WHAT THE TASK ASKS: Identify all lines in the listing that include the word "full", and copy them out.
--------------------------------
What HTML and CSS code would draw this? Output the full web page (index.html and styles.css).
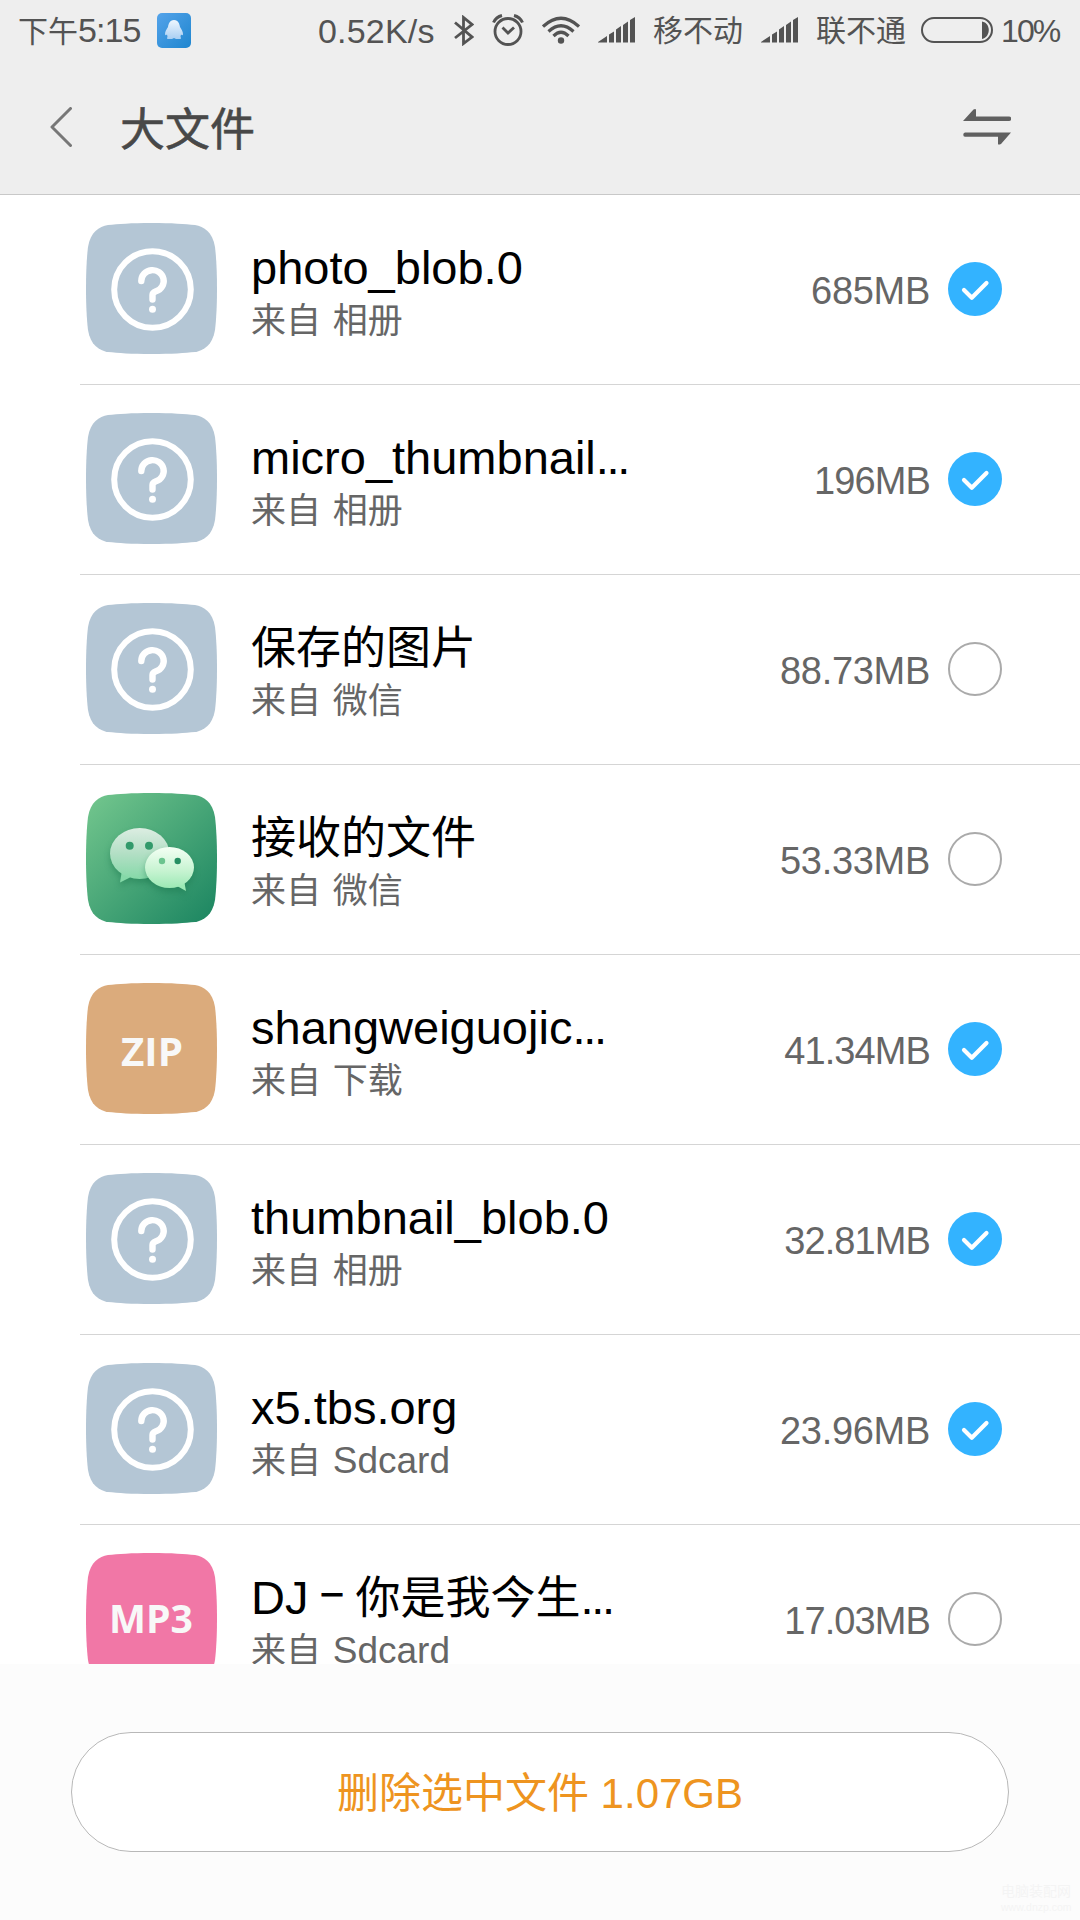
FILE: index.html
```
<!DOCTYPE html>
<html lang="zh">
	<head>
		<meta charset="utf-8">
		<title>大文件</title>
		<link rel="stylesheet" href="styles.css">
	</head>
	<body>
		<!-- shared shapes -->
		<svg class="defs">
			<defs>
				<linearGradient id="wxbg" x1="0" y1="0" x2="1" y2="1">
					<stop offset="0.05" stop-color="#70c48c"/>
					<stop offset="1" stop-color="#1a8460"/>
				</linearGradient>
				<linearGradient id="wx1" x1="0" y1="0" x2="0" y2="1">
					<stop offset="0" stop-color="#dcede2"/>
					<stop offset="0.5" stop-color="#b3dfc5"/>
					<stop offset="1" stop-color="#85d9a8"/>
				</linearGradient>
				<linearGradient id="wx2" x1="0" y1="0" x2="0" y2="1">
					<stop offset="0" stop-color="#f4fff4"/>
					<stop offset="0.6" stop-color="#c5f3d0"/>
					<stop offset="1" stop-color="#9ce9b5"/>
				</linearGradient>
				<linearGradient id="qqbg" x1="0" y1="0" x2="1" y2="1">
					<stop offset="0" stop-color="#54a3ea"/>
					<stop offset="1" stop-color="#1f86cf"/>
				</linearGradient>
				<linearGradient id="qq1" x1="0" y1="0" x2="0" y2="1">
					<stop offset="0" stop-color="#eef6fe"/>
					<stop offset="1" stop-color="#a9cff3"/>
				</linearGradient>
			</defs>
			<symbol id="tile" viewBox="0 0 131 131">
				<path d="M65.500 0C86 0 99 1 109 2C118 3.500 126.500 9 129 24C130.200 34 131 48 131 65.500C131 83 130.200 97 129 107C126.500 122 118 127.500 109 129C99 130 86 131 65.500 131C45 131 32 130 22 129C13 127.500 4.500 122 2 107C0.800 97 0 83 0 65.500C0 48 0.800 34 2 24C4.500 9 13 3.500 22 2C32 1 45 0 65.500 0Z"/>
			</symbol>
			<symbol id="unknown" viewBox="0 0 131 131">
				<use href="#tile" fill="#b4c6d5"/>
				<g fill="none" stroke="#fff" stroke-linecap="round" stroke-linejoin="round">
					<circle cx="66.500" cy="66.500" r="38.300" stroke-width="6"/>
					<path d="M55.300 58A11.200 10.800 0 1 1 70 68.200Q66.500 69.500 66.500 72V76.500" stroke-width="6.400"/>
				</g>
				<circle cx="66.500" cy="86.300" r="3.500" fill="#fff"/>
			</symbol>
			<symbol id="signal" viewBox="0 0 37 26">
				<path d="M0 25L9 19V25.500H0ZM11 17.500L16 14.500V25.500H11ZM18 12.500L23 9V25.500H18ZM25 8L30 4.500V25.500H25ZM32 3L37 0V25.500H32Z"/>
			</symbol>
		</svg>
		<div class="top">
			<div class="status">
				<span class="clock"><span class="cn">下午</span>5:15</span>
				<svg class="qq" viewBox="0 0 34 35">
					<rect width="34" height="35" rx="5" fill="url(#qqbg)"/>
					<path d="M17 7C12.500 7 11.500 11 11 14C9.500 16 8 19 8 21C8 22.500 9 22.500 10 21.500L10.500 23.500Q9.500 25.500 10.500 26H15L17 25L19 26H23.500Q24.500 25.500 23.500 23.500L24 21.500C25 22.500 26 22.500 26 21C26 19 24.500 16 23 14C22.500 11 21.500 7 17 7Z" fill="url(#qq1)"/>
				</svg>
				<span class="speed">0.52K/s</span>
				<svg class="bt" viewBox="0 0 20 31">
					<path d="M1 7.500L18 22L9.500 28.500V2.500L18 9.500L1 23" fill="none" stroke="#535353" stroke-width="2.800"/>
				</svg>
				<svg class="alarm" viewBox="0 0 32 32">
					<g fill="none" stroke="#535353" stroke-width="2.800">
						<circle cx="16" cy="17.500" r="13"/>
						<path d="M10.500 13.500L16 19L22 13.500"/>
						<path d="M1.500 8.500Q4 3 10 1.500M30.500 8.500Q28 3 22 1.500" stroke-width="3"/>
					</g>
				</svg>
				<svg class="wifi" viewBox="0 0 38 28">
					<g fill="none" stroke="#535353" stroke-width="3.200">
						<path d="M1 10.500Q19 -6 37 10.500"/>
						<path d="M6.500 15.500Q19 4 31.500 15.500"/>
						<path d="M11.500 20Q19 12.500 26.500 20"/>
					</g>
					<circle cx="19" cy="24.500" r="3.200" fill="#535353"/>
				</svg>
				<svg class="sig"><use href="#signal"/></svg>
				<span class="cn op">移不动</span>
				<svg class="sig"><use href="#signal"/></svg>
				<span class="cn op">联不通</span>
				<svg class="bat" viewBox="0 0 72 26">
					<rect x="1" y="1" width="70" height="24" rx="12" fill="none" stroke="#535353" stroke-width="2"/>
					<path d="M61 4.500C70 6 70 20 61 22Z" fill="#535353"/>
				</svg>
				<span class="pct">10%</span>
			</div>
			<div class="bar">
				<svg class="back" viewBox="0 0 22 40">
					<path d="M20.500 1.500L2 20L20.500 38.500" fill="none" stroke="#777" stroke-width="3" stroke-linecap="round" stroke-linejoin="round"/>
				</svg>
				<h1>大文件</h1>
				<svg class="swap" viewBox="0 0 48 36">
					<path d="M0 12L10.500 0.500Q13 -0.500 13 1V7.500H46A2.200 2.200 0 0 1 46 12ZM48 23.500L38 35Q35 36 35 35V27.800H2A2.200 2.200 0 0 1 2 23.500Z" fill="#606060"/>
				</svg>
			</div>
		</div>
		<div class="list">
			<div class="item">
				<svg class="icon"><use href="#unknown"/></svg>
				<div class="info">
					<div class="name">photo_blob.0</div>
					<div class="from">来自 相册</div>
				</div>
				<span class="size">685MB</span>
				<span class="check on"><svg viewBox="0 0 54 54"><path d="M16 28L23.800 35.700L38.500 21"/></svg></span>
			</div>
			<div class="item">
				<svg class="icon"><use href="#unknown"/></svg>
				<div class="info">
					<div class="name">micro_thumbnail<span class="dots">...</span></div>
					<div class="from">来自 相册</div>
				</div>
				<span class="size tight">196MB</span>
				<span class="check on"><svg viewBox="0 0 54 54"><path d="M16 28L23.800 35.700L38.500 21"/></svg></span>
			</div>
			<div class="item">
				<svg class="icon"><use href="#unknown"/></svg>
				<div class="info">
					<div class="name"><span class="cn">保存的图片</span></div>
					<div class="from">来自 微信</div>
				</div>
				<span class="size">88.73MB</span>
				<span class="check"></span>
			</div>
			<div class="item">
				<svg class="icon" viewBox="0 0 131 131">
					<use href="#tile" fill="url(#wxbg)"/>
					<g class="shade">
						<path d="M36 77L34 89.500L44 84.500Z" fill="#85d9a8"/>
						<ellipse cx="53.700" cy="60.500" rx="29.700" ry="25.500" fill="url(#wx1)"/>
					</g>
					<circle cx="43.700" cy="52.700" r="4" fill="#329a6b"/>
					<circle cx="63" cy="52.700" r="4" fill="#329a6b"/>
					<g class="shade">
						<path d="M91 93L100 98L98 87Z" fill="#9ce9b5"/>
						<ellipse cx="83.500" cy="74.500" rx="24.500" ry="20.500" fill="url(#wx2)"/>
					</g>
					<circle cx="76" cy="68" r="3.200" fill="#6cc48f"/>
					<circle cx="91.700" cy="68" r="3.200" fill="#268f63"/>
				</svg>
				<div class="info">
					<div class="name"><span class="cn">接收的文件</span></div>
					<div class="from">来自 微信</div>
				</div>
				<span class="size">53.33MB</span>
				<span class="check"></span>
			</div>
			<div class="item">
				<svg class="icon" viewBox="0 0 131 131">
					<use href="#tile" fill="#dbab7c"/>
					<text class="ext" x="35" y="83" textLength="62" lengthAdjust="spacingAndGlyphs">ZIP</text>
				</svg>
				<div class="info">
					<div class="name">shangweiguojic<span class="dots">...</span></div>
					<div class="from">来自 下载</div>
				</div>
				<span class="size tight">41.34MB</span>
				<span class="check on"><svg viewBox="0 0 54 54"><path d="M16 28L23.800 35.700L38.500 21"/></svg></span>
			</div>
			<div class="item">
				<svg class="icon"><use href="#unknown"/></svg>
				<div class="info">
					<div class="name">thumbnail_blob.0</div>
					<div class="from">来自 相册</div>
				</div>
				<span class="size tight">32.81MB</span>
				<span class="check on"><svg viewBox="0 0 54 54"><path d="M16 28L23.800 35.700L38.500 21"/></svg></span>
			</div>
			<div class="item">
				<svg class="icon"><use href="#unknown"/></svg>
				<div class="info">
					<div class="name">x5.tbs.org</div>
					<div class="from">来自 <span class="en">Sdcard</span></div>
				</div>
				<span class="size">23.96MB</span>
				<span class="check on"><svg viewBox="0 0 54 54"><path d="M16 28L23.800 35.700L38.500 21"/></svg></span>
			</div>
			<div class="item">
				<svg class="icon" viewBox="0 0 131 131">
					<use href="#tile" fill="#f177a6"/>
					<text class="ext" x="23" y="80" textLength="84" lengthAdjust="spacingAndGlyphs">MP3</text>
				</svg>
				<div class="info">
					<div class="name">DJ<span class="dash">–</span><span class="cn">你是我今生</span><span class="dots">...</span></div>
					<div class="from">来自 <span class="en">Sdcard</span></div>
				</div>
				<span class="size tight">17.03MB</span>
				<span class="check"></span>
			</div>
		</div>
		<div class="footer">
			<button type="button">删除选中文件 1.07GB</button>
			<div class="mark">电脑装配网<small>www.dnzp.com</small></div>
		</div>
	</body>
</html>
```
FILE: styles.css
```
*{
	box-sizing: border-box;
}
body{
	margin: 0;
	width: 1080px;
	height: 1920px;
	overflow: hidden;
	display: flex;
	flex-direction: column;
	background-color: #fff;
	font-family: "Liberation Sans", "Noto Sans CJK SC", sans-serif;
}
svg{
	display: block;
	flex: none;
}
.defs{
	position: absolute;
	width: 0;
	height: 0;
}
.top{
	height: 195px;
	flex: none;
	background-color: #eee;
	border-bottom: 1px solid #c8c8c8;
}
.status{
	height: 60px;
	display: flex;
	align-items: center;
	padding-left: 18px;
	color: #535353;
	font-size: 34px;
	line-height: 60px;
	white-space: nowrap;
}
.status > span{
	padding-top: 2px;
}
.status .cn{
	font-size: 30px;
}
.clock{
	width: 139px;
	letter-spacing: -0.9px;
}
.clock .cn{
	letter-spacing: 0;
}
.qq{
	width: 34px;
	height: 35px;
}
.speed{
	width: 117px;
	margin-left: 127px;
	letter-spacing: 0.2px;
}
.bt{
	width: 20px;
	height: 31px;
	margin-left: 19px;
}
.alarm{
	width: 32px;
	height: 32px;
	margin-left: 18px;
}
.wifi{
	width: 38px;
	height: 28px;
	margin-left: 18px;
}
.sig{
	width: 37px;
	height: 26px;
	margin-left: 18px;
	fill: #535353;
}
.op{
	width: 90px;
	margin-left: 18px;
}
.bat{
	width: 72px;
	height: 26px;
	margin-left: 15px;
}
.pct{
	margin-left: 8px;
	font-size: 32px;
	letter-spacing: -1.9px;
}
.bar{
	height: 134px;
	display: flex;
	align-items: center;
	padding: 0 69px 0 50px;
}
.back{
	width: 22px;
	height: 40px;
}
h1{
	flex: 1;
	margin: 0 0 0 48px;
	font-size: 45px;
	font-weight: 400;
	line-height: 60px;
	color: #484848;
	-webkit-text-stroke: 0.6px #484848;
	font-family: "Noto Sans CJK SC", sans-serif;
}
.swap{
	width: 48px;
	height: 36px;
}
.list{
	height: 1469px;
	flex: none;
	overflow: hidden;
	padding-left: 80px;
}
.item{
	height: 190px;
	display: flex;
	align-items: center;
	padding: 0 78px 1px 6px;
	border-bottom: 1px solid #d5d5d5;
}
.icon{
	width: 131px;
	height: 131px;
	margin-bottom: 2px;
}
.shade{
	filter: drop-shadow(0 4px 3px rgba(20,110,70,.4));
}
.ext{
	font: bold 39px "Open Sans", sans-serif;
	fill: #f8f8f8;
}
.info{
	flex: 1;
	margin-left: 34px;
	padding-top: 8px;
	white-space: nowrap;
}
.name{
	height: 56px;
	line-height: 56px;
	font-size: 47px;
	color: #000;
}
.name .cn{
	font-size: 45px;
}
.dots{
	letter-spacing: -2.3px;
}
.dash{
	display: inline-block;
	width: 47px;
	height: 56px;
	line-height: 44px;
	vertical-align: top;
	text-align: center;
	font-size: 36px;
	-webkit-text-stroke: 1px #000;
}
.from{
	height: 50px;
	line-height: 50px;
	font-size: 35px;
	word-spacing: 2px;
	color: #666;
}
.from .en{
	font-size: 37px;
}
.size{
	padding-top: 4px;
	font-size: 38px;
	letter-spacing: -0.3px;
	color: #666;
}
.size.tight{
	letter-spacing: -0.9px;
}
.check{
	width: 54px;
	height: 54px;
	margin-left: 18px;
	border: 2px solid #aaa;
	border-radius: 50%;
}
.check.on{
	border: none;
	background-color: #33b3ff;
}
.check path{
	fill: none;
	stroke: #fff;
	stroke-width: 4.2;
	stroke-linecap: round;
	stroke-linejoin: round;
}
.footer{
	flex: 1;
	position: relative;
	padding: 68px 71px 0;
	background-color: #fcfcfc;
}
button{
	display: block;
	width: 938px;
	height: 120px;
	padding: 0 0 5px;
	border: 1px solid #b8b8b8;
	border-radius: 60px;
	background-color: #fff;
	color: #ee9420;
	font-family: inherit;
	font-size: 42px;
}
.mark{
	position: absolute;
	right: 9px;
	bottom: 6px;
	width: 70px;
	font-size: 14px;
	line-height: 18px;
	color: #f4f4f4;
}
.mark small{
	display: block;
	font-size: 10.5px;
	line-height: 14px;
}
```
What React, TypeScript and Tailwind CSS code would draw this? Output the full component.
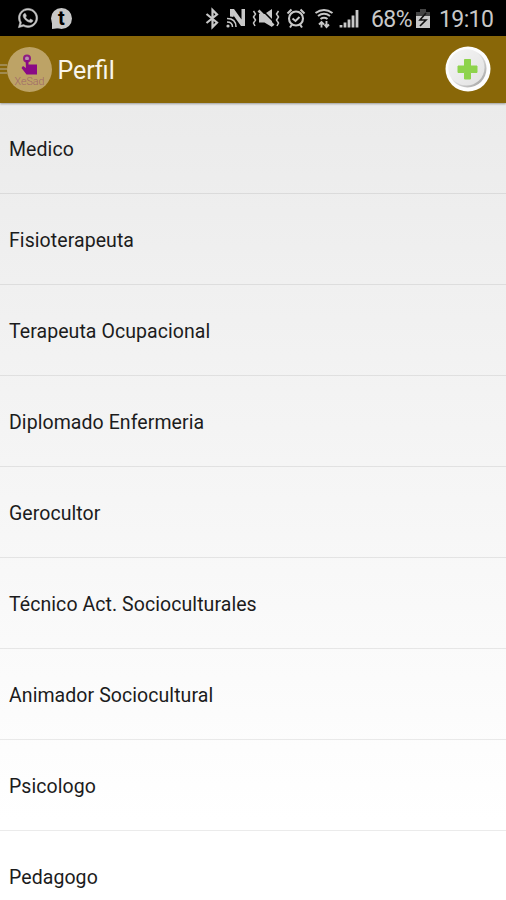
--------------------------------
CORRECT RESULT:
What HTML and CSS code would draw this? Output the full web page (index.html and styles.css).
What React, TypeScript and Tailwind CSS code would draw this? Output the full component.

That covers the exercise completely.